TORONTO -- Strong returns from their capital markets businesses helped offset slowing growth in the domestic banking operations at most of the country's top lenders during the second quarter.

While debt-laden Canadian consumers have become hesitant to increase their borrowing, causing a lull in loan growth, activity on the capital markets has been heating up. That has allowed the banks to generate substantial revenues through advisory and underwriting fees.

Bank of Nova Scotia analyst Sumit Malhotra says companies raised $21.6 billion on the Toronto Stock Exchange between February and April -- almost double the quarterly average of $11.6 billion seen over the past two years.

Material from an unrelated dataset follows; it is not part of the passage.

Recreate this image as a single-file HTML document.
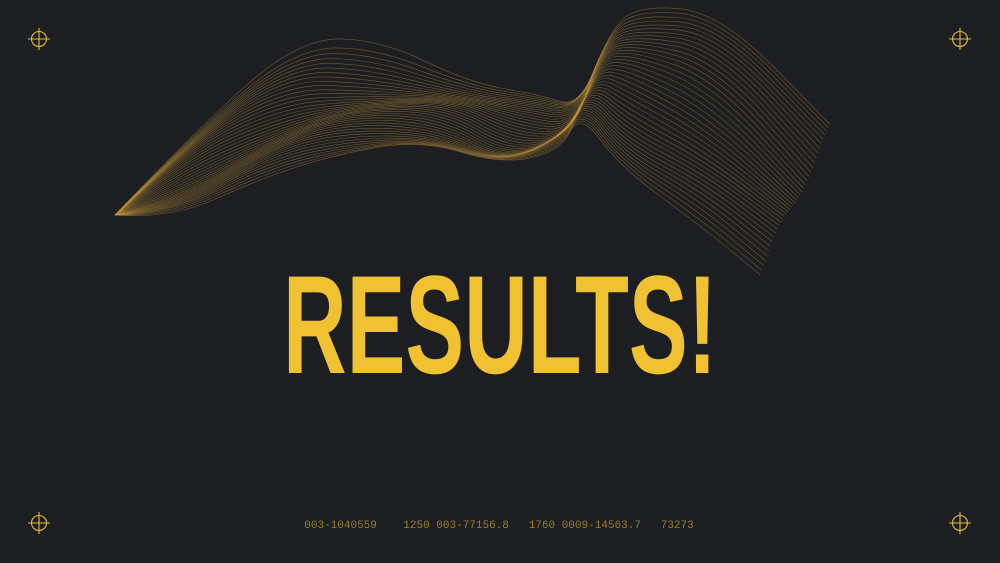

In a note to clients, Malhotra said wholesale banking operations -- which include investment banking, corporate lending and trading -- have been outperforming the banks' Canadian retail banking segments since the start of 2012.

"Though the wholesale vs. retail trade-off is not ideal, this is less of an issue for investors as long as consumer credit quality trends hold up well," Malhotra said.

Analysts tend to view revenues from the capital markets segment as more volatile and less sustainable than those derived from personal and commercial banking.

Canadian Imperial Bank of Commerce (TSX:CM) says profits nearly tripled in the second quarter, with its wholesale banking and wealth management divisions leading the way.

The bank reported second-quarter net income of $911 million, or $2.25 per share, on Thursday -- up from $306 million or 73 cents a year ago, when the bank logged a $543-million impairment charge related to its Caribbean operations.

Adjusted net income, which filters out one-time items, was $2.28 per share, beating analyst expectations by five cents per share.

Royal Bank (TSX:RY), which also reported its quarterly results on Thursday, saw profits jump 14 per cent to $2.5 billion, or $1.68 per share, compared to $2.2 billion or $1.47 per share during the second quarter of last year. Adjusted net income was $1.63 per share -- three cents higher than analysts had predicted.

Barclays analyst John Aiken said the bank's capital markets results were "exceptional," with trading revenues up 13 per cent from the first quarter while advisory fees soared 25 per cent higher.

"As we have seen with Royal's peers this quarter, strong capital markets results were able to offset challenges facing the retail banking platform," Aiken said in a note to clients.

Meanwhile, TD Bank Group (TSX:TD) saw its net profits decline by seven per cent to $1.86 billion, or 97 cents per share, from $1.99 billion or $1.04 a share a year ago.

But after filtering out one-time items -- including a $337 million restructuring charge to trim down its operations -- adjusted earnings were up nearly five per cent to $2.2 billion, or $1.14 a per share, beating analyst expectations by three cents.

On Wednesday, the Bank of Montreal (TSX:BMO) reported net earnings of $999 million, or $1.49 per share, down from $1.08 billion or $1.60 per share a year ago.

Scotiabank will report its quarterly results Friday.